GIVEN REQUEST:
Only the number is needed: how many lines of the records include "screenshot"?

• • • • • • •

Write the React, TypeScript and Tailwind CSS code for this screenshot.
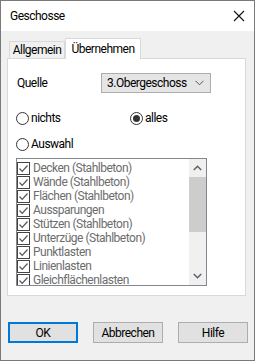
import { useState } from 'react'

const items = [
  'Decken (Stahlbeton)',
  'Wände (Stahlbeton)',
  'Flächen (Stahlbeton)',
  'Aussparungen',
  'Stützen (Stahlbeton)',
  'Unterzüge (Stahlbeton)',
  'Punktlasten',
  'Linienlasten',
  'Gleichflächenlasten',
]

function Radio({ checked, label }: { checked?: boolean; label: string }) {
  return (
    <div className="flex items-center h-[14px]">
      <span className="w-[13px] h-[13px] rounded-full border border-[#333] bg-white flex items-center justify-center">
        {checked && <span className="w-[7px] h-[7px] rounded-full bg-[#333]" />}
      </span>
      <span className="ml-[2px] text-[12px] text-black">{label}</span>
    </div>
  )
}

function Check() {
  return (
    <span className="w-[13px] h-[13px] border border-[#444] bg-white flex items-center justify-center shrink-0">
      <svg width="11" height="11" viewBox="0 0 11 11">
        <path d="M1.5 5.5 L4.2 8.3 L9.5 2.5" fill="none" stroke="#555" strokeWidth="1.2" />
      </svg>
    </span>
  )
}

export default function App() {
  const [tab] = useState(1)

  return (
    <div className="w-[255px] h-[361px] border border-[#7a7a7a] bg-[#f0f0f0] flex flex-col overflow-hidden tracking-[-0.5px]" style={{ fontFamily: 'Roboto, "Liberation Sans", Arial, sans-serif' }}>
      {/* title bar */}
      <div className="h-[30px] bg-white flex items-center justify-between pl-[9px] pr-[9px] shrink-0">
        <span className="text-[12px] text-black">Geschosse</span>
        <svg width="12" height="12" viewBox="0 0 12 12">
          <path d="M1 1 L11 11 M11 1 L1 11" stroke="#111" strokeWidth="1.1" />
        </svg>
      </div>

      <div className="flex flex-col px-[6px] pt-[7px]">
        {/* tabs */}
        <div className="flex items-end h-[20px] pl-[2px] relative z-10">
          <div className="h-[17px] w-[56px] border border-b-0 border-[#d9d9d9] bg-[#f0f0f0] flex items-center justify-center text-[12px]">
            Allgemein
          </div>
          <div className={`h-[21px] w-[76px] -mb-[1px] border border-b-0 border-[#d9d9d9] bg-white flex items-center justify-center text-[12px] ${tab === 1 ? '' : ''}`}>
            Übernehmen
          </div>
        </div>

        {/* panel */}
        <div className="h-[238px] w-[239px] border border-[#d9d9d9] bg-white pl-[8px] pt-[14px] flex flex-col">
          <div className="flex items-center h-[20px]">
            <span className="w-[85px] text-[12px] pl-[1px]">Quelle</span>
            <div className="w-[110px] h-[20px] border border-[#adadad] bg-[#e5e5e5] flex items-center justify-between pl-[5px] pr-[6px]">
              <span className="text-[12px]">3.Obergeschoss</span>
              <svg width="9" height="6" viewBox="0 0 9 6">
                <path d="M0.5 0.8 L4.5 4.8 L8.5 0.8" fill="none" stroke="#555" strokeWidth="1" />
              </svg>
            </div>
          </div>

          <div className="flex mt-[18px]">
            <div className="w-[114px]"><Radio label="nichts" /></div>
            <Radio checked label="alles" />
          </div>

          <div className="mt-[12px]">
            <Radio label="Auswahl" />
          </div>

          <div className="mt-[7px] w-[191px] h-[128px] border border-[#828790] bg-white flex overflow-hidden">
            <div className="flex-1 pt-[2px] overflow-hidden">
              {items.map((it) => (
                <div key={it} className="h-[14px] flex items-center">
                  <Check />
                  <span className="ml-[3px] text-[12px] text-[#6d6d6d] whitespace-nowrap">{it}</span>
                </div>
              ))}
            </div>
            <div className="w-[17px] bg-[#f0f0f0] flex flex-col">
              <div className="h-[18px] flex items-center justify-center">
                <svg width="9" height="6" viewBox="0 0 9 6">
                  <path d="M0.8 5 L4.5 1.3 L8.2 5" fill="none" stroke="#606060" strokeWidth="1.5" />
                </svg>
              </div>
              <div className="h-[55px] bg-[#cdcdcd]" />
              <div className="flex-1" />
              <div className="h-[18px] flex items-center justify-center">
                <svg width="9" height="6" viewBox="0 0 9 6">
                  <path d="M0.8 1 L4.5 4.7 L8.2 1" fill="none" stroke="#606060" strokeWidth="1.5" />
                </svg>
              </div>
            </div>
          </div>
        </div>

        {/* buttons */}
        <div className="flex justify-between mt-[26px] pl-[1px] pr-[0px]">
          <button className="w-[70px] h-[21px] border-2 border-[#0078d7] bg-[#e1e1e1] text-[12px]">OK</button>
          <button className="w-[70px] h-[21px] border border-[#adadad] bg-[#e1e1e1] text-[12px]">Abbrechen</button>
          <button className="w-[70px] h-[21px] border border-[#adadad] bg-[#e1e1e1] text-[12px]">Hilfe</button>
        </div>
      </div>
    </div>
  )
}
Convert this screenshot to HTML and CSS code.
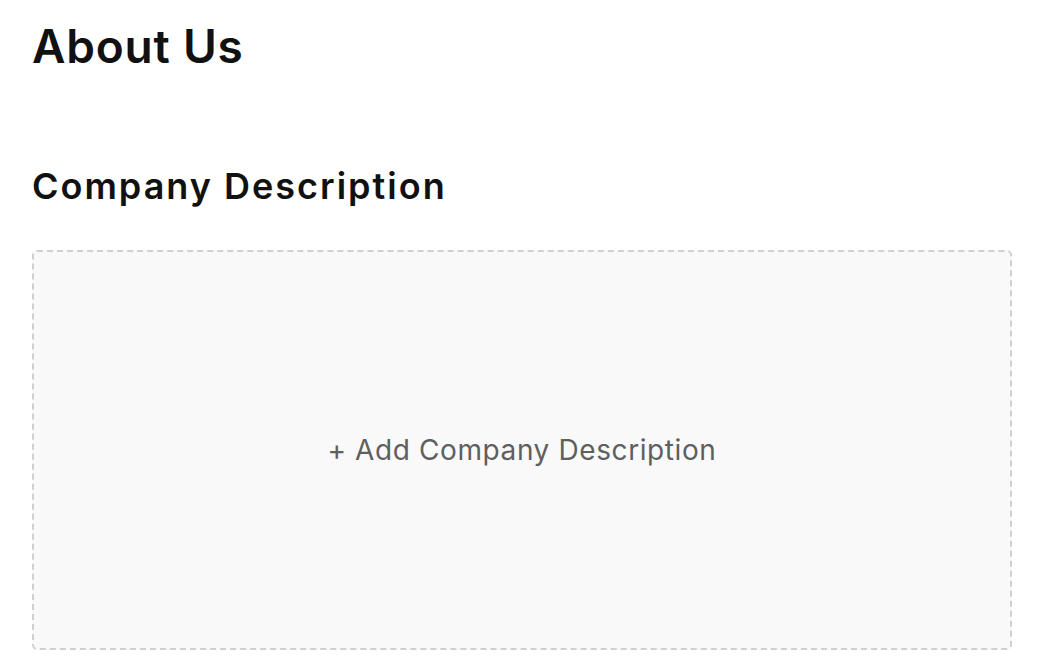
FILE: index.html
```html
<!DOCTYPE html>
<html lang="en">
<head>
  <meta charset="UTF-8">
  <title>About Us</title>
  <link rel="stylesheet" href="styles.css">
</head>
<body>

  <div class="page">
    <h1>About Us</h1>

    <section class="section">
      <h2>Company Description</h2>

      <div class="add-box">
        <span class="add-label">+ Add Company Description</span>
      </div>
    </section>
  </div>

</body>
</html>
```

FILE: styles.css
```css
body {
  margin: 0;
  background: #fff;
  color: #111;
  font-family: Inter, "Noto Sans", sans-serif;
}

.page {
  padding: 18px 34px 0 32px;
}

h1 {
  font-size: 46px;
  font-weight: 600;
  margin: 0;
  line-height: 56px;
  letter-spacing: 0.8px;
}

.section {
  margin-top: 91px;
}

h2 {
  font-size: 36px;
  font-weight: 600;
  margin: 0;
  line-height: 42px;
  letter-spacing: 2px;
}

.add-box {
  margin-top: 43px;
  height: 396px;
  background: #f9f9f9;
  border: 2px dashed #d0d0d0;
  border-radius: 5px;
  display: flex;
  align-items: center;
  justify-content: center;
  cursor: pointer;
}

.add-label {
  font-size: 28px;
  color: #5f5f5f;
  letter-spacing: 0.6px;
}
```
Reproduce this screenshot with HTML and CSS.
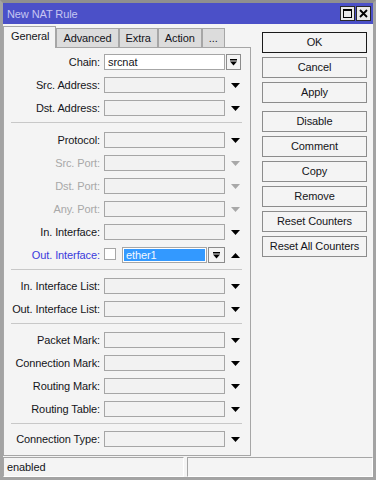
FILE: index.html
```html
<!DOCTYPE html>
<html>
<head>
<meta charset="utf-8">
<link rel="stylesheet" href="styles.css">
</head>
<body>
<div class="win">
  <div class="titlebar">
    <span class="title">New NAT Rule</span>
    <span class="tbtn"><svg width="11" height="11" viewBox="0 0 11 11"><rect x="1.5" y="1.5" width="8" height="8" fill="none" stroke="#000"/><rect x="1" y="1" width="9" height="2" fill="#000"/></svg></span>
    <span class="tbtn"><svg width="11" height="11" viewBox="0 0 11 11"><path d="M2 2 L9 9 M9 2 L2 9" stroke="#000" stroke-width="1.8"/></svg></span>
  </div>
  <div class="body">
    <div class="left">
      <div class="tabs">
        <div class="tab active">General</div>
        <div class="tab">Advanced</div>
        <div class="tab">Extra</div>
        <div class="tab">Action</div>
        <div class="tab">...</div>
      </div>
      <div class="panel">
        <div class="row"><span class="lbl">Chain:</span><span class="field white">srcnat</span><span class="ddbtn"><svg width="7" height="7" viewBox="0 0 7 7"><rect x="0" y="0" width="7" height="1.5" fill="#000"/><polygon points="0,2.5 7,2.5 3.5,6.5" fill="#000"/></svg></span></div>
        <div class="row"><span class="lbl">Src. Address:</span><span class="field"></span><span class="arrow"><svg width="9" height="5" viewBox="0 0 9 5"><polygon points="0,0 9,0 4.5,5" fill="#000"/></svg></span></div>
        <div class="row"><span class="lbl">Dst. Address:</span><span class="field"></span><span class="arrow"><svg width="9" height="5" viewBox="0 0 9 5"><polygon points="0,0 9,0 4.5,5" fill="#000"/></svg></span></div>
        <div class="sep first"></div>
        <div class="row"><span class="lbl">Protocol:</span><span class="field"></span><span class="arrow"><svg width="9" height="5" viewBox="0 0 9 5"><polygon points="0,0 9,0 4.5,5" fill="#000"/></svg></span></div>
        <div class="row dis"><span class="lbl">Src. Port:</span><span class="field"></span><span class="arrow"><svg width="9" height="5" viewBox="0 0 9 5"><polygon points="0,0 9,0 4.5,5" fill="#a8a8a8"/></svg></span></div>
        <div class="row dis"><span class="lbl">Dst. Port:</span><span class="field"></span><span class="arrow"><svg width="9" height="5" viewBox="0 0 9 5"><polygon points="0,0 9,0 4.5,5" fill="#a8a8a8"/></svg></span></div>
        <div class="row dis"><span class="lbl">Any. Port:</span><span class="field"></span><span class="arrow"><svg width="9" height="5" viewBox="0 0 9 5"><polygon points="0,0 9,0 4.5,5" fill="#a8a8a8"/></svg></span></div>
        <div class="row"><span class="lbl">In. Interface:</span><span class="field"></span><span class="arrow"><svg width="9" height="5" viewBox="0 0 9 5"><polygon points="0,0 9,0 4.5,5" fill="#000"/></svg></span></div>
        <div class="row active"><span class="lbl">Out. Interface:</span><span class="chk"></span><span class="field short white"><span class="sel">ether1</span></span><span class="ddbtn wide"><svg width="7" height="7" viewBox="0 0 7 7"><rect x="0" y="0" width="7" height="1.5" fill="#000"/><polygon points="0,2.5 7,2.5 3.5,6.5" fill="#000"/></svg></span><span class="arrow"><svg width="9" height="5" viewBox="0 0 9 5"><polygon points="0,5 9,5 4.5,0" fill="#000"/></svg></span></div>
        <div class="sep mid"></div>
        <div class="row"><span class="lbl">In. Interface List:</span><span class="field"></span><span class="arrow"><svg width="9" height="5" viewBox="0 0 9 5"><polygon points="0,0 9,0 4.5,5" fill="#000"/></svg></span></div>
        <div class="row"><span class="lbl">Out. Interface List:</span><span class="field"></span><span class="arrow"><svg width="9" height="5" viewBox="0 0 9 5"><polygon points="0,0 9,0 4.5,5" fill="#000"/></svg></span></div>
        <div class="sep mid"></div>
        <div class="row"><span class="lbl">Packet Mark:</span><span class="field"></span><span class="arrow"><svg width="9" height="5" viewBox="0 0 9 5"><polygon points="0,0 9,0 4.5,5" fill="#000"/></svg></span></div>
        <div class="row"><span class="lbl">Connection Mark:</span><span class="field"></span><span class="arrow"><svg width="9" height="5" viewBox="0 0 9 5"><polygon points="0,0 9,0 4.5,5" fill="#000"/></svg></span></div>
        <div class="row"><span class="lbl">Routing Mark:</span><span class="field"></span><span class="arrow"><svg width="9" height="5" viewBox="0 0 9 5"><polygon points="0,0 9,0 4.5,5" fill="#000"/></svg></span></div>
        <div class="row"><span class="lbl">Routing Table:</span><span class="field"></span><span class="arrow"><svg width="9" height="5" viewBox="0 0 9 5"><polygon points="0,0 9,0 4.5,5" fill="#000"/></svg></span></div>
        <div class="sep"></div>
        <div class="row"><span class="lbl">Connection Type:</span><span class="field"></span><span class="arrow"><svg width="9" height="5" viewBox="0 0 9 5"><polygon points="0,0 9,0 4.5,5" fill="#000"/></svg></span></div>
      </div>
    </div>
    <div class="buttons">
      <div class="btn default">OK</div>
      <div class="btn">Cancel</div>
      <div class="btn">Apply</div>
      <div class="btn spaced">Disable</div>
      <div class="btn">Comment</div>
      <div class="btn">Copy</div>
      <div class="btn">Remove</div>
      <div class="btn">Reset Counters</div>
      <div class="btn">Reset All Counters</div>
    </div>
  </div>
  <div class="status">
    <div class="cell c1">enabled</div>
    <div class="cell c2"></div>
  </div>
</div>
</body>
</html>
```
FILE: styles.css
```css
* { box-sizing: border-box; }
html, body { margin: 0; padding: 0; }
body {
  width: 376px;
  height: 480px;
  font-family: "Liberation Sans", Arial, sans-serif;
  font-size: 11px;
  letter-spacing: -0.1px;
  color: #141420;
  background: #f4f4f4;
}
.win {
  width: 376px;
  height: 480px;
  border: 3px solid #a3a3a3;
  border-top-color: #8f8f8f;
  display: flex;
  flex-direction: column;
  background: #f4f4f4;
}
.titlebar {
  height: 21px;
  background: #4b50c8;
  display: flex;
  align-items: center;
  padding: 0 2px 0 4px;
  flex: none;
}
.title {
  color: #c6c6f2;
  flex: 1;
  font-size: 11px;
}
.tbtn {
  width: 15px;
  height: 15px;
  margin-left: 1px;
  background: #e8e8e8;
  border: 1px solid #2a2a2a;
  display: flex;
  align-items: center;
  justify-content: center;
}
.body {
  flex: 1;
  display: flex;
  padding-top: 2px;
}
.left {
  width: 248px;
  display: flex;
  flex-direction: column;
}
.tabs {
  height: 21px;
  display: flex;
  align-items: flex-end;
  flex: none;
}
.tab {
  height: 19px;
  padding: 0 6px;
  line-height: 18px;
  background: #dcdcdc;
  border: 1px solid #a6a6a6;
  border-bottom: none;
}
.tab.active {
  height: 22px;
  margin-bottom: -1px;
  line-height: 19px;
  background: #f4f4f4;
  position: relative;
  z-index: 1;
  padding: 0 6px 0 7px;
}
.panel {
  flex: 1;
  border: 1px solid #a6a6a6;
  padding-top: 2px;
}
.row {
  height: 23px;
  display: flex;
  align-items: flex-start;
}
.lbl {
  width: 96px;
  margin-right: 4px;
  text-align: right;
  white-space: nowrap;
  margin-top: 4px;
  line-height: 16px;
}
.field {
  width: 121px;
  height: 16px;
  margin-top: 4px;
  border: 1px solid #a6a6a6;
  background: #f2f2f2;
  line-height: 14px;
  padding-left: 3px;
  color: #141420;
}
.field.white { background: #ffffff; }
.field.short {
  width: 85px;
  padding: 1px;
  line-height: 12px;
}
.sel {
  display: block;
  height: 12px;
  background: #3399ff;
  color: #f4f8ff;
  padding-left: 2px;
}
.ddbtn {
  width: 15px;
  height: 16px;
  margin-top: 4px;
  margin-left: 1px;
  border: 1px solid #8c8c8c;
  background: #f4f4f4;
  display: flex;
  align-items: center;
  justify-content: center;
}
.ddbtn.wide { width: 17px; }
.arrow {
  width: 9px;
  height: 16px;
  margin-top: 4px;
  margin-left: 6px;
  display: flex;
  align-items: center;
}
.chk {
  width: 12px;
  height: 12px;
  margin-top: 5px;
  margin-right: 6px;
  border: 1px solid #a6a6a6;
  background: #fff;
}
.row.dis .lbl { color: #a8a8a8; }
.row.active .lbl { color: #3a3adc; }
.sep {
  height: 1px;
  background: #c8c8c8;
  margin: 3px 8px 3px 7px;
}
.sep.first { margin-bottom: 5px; }
.sep.mid { margin-bottom: 4px; }
.buttons {
  width: 105px;
  margin-left: 11px;
  padding-top: 6px;
  display: flex;
  flex-direction: column;
  gap: 4px;
}
.btn {
  height: 21px;
  border: 1px solid #8c8c8c;
  background: #f4f4f4;
  text-align: center;
  line-height: 19px;
}
.btn.default { border-color: #1a1a1a; }
.btn.spaced { margin-top: 4px; }
.status {
  height: 20px;
  margin-top: 1px;
  display: flex;
  gap: 3px;
  flex: none;
}
.cell {
  height: 20px;
  border: 1px solid #a6a6a6;
  border-right-color: #ffffff;
  border-bottom-color: #ffffff;
  line-height: 18px;
  padding-left: 3px;
}
.c1 { width: 181px; }
.c2 { flex: 1; }
```
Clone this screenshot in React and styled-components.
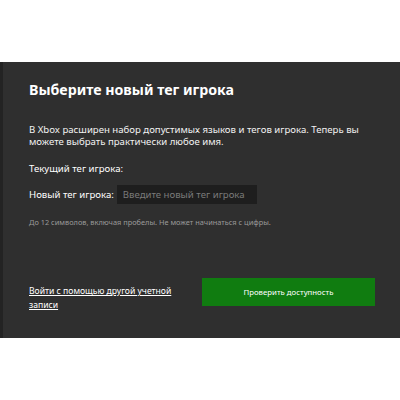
import styled, { createGlobalStyle } from "styled-components";

const GlobalStyle = createGlobalStyle`
  body {
    margin: 0;
    background: #ffffff;
    font-family: "Noto Sans", "Open Sans", sans-serif;
  }
`;

const Page = styled.div`
  width: 400px;
  height: 400px;
  padding-top: 62px;
  box-sizing: border-box;
`;

const Panel = styled.div`
  height: 276px;
  background: #2f2f2f;
  border-left: 3px solid #232323;
  box-sizing: border-box;
  padding: 17px 25px 0 26px;
  display: flex;
  flex-direction: column;
  color: #ffffff;
`;

const Title = styled.h1`
  margin: 0;
  font-size: 14.2px;
  line-height: 22px;
  font-weight: 700;
`;

const Text = styled.p`
  margin: 23px 0 0;
  font-size: 9.6px;
  line-height: 12px;
  color: #f2f2f2;
`;

const Label = styled.div`
  margin-top: ${(props) => (props.$inline ? "0" : "15px")};
  font-size: 9.6px;
  line-height: 12px;
`;

const Field = styled.div`
  display: flex;
  align-items: center;
  gap: 3px;
  margin-top: 10px;
`;

const Input = styled.input`
  width: 140px;
  height: 19px;
  box-sizing: border-box;
  border: none;
  outline: none;
  background: #1e1e1e;
  color: #fff;
  font-family: inherit;
  font-size: 9.6px;
  padding: 0 6px;

  &::placeholder {
    color: #7a7a7a;
  }
`;

const Hint = styled.div`
  margin-top: 13px;
  font-size: 7.4px;
  color: #9a9a9a;
`;

const Footer = styled.div`
  margin-top: auto;
  margin-bottom: 26px;
  display: flex;
  align-items: flex-start;
  justify-content: space-between;
`;

const Link = styled.a`
  margin-top: 6px;
  font-size: 8.6px;
  line-height: 14px;
  color: #ffffff;
  text-decoration: underline;
  cursor: pointer;
`;

const Button = styled.button`
  width: 173px;
  height: 28px;
  border: none;
  background: #107c10;
  color: #ffffff;
  font-family: inherit;
  font-size: 7.8px;
  cursor: pointer;
`;

export default function App() {
  return (
    <Page>
      <GlobalStyle />
      <Panel>
        <Title>Выберите новый тег игрока</Title>
        <Text>
          В Xbox расширен набор допустимых языков и тегов игрока. Теперь вы
          <br />
          можете выбрать практически любое имя.
        </Text>
        <Label>Текущий тег игрока:</Label>
        <Field>
          <Label as="label" $inline>Новый тег игрока:</Label>
          <Input placeholder="Введите новый тег игрока" />
        </Field>
        <Hint>До 12 символов, включая пробелы. Не может начинаться с цифры.</Hint>
        <Footer>
          <Link>
            Войти с помощью другой учетной
            <br />
            записи
          </Link>
          <Button>Проверить доступность</Button>
        </Footer>
      </Panel>
    </Page>
  );
}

• • • • • • •

OUTPUT BELOW:
4